Parents play a critical role in helping children develop physical literacy. As your child uses Passport for Life, you can expect your child’s teacher to involve you in helping your child set realistic and achievable goals. Who knows! You may even improve your own physical literacy along the way!

the four components of the assessment tools

Components of Passport for Life

The Passport for Life assessment tools encompass four general components of physical literacy:

Active Participation

The Active Participation assessment is a self-report questionnaire that students complete about the variety and frequency of their physical activities. Active participation is a vital component of physical literacy because those who are consistently active tend to experience enhanced well-being in the form of improved motor skills, fitness, eating habits, quality of sleep, cognitive functions and performance, social skills, and physical and psychological health. Motor skills are particularly enhanced when individuals participate regularly in a variety of physical activities.
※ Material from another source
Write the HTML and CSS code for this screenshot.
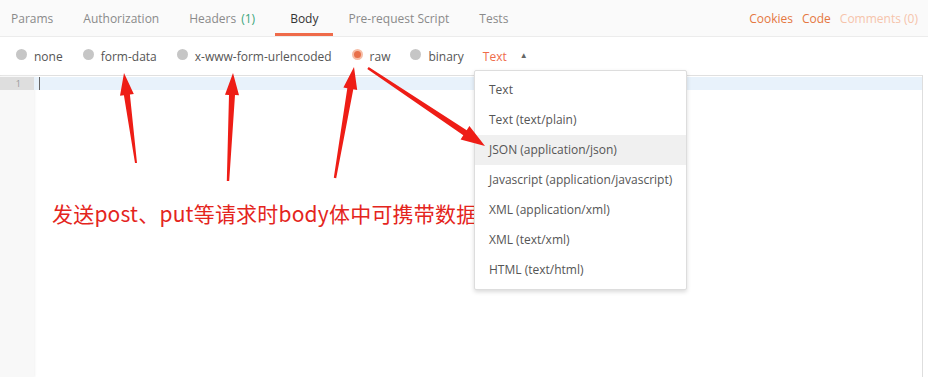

Such variety can take the form of engaging in team and/or individual, organized and/or unorganized, indoor and/or outdoor, and at school and/or out-of-school physical activities.
Actively participating individuals are also comfortable moving in a variety of environments (such as on ice and snow, on land, in water, and in the air) both indoors and outdoors. The definitions for land, snow and ice, water, and air are given below.

  • Land - Activities that involve contact with a dry surface (e.g., grass, gym floor, concrete) for the majority of the time. Basketball, soccer and archery are examples of land-based activities.
  • Snow and Ice - Activities that involve contact with snow and ice for the majority of the time. Ice hockey, tobogganing, skiing and broomball are examples of snow and ice activities.
  • Water - Activities that take place on or in the water for the majority of the time. Swimming, snorkeling, canoeing and waterskiing are examples of water activities.
  • Air - Activities that take place in the air for the majority of the time. Recognize that there will be some cross-over here with other activities; however, air activities focus on what happens in the air. Dirt jumping on mountain bikes, diving, ski jumping and trampoline jumping are examples of air activities.

Living Skills

The Living Skills section reflects the student’s self-report assessment of skills that enable individuals to succeed in life. It highlights the physical activity behaviours, motivation, self-regulation, awareness, and interpersonal skills important for being active, healthy, and well for life—all within physical literacy. The component consists of three sections: Feeling, Thinking, and Interacting.

This section consists of three components: Feeling, Thinking, and Interacting.

  • Feeling - reveals the amount of physical activity the student engages in and his or her motivation (feelings of confidence, importance, autonomy, enjoyment, anxiety) in it.
  • Thinking  - reflects the student’s relevant knowledge, understanding, critical thinking, and goal-setting behaviours.
  • Interacting - reflects the student’s problem-solving, personal and resource management, cooperation, and social skills.

Each of these living skills can help individuals to make healthy active choices that benefit and respect themselves, others and the environment.

Fitness Skills

The role of education is to build skills in children, to inspire them to act and to develop in them a sense of competence that can be applied to other areas of life. For this reason, Passport for Life uses the ABC Fit assessment structure. This structure is designed to foster a positive and challenging environment that inspires children and youth to be aware of and interested in their fitness levels and to take steps to engage in a lifetime of play, activity and exercise.

Movement Skills

Fundamental Movement Skills (FMS) are a core component of physical literacy. They provide the foundation—or building blocks—for more complex skills used in games, activities, sports and leisure pursuits.

These FMS skills are always evolving and are one of the most important contributing factors for participation in physical activity. If educators can improve fundamental movement skills through instruction and practice, there is an increased likelihood that participants will engage in and enjoy activities that require those skills. The Passport for Life, Movement Skills section assesses skills in object manipulation (kicking), object control (throwing and catching), and locomotion (running) - key components of physical literacy.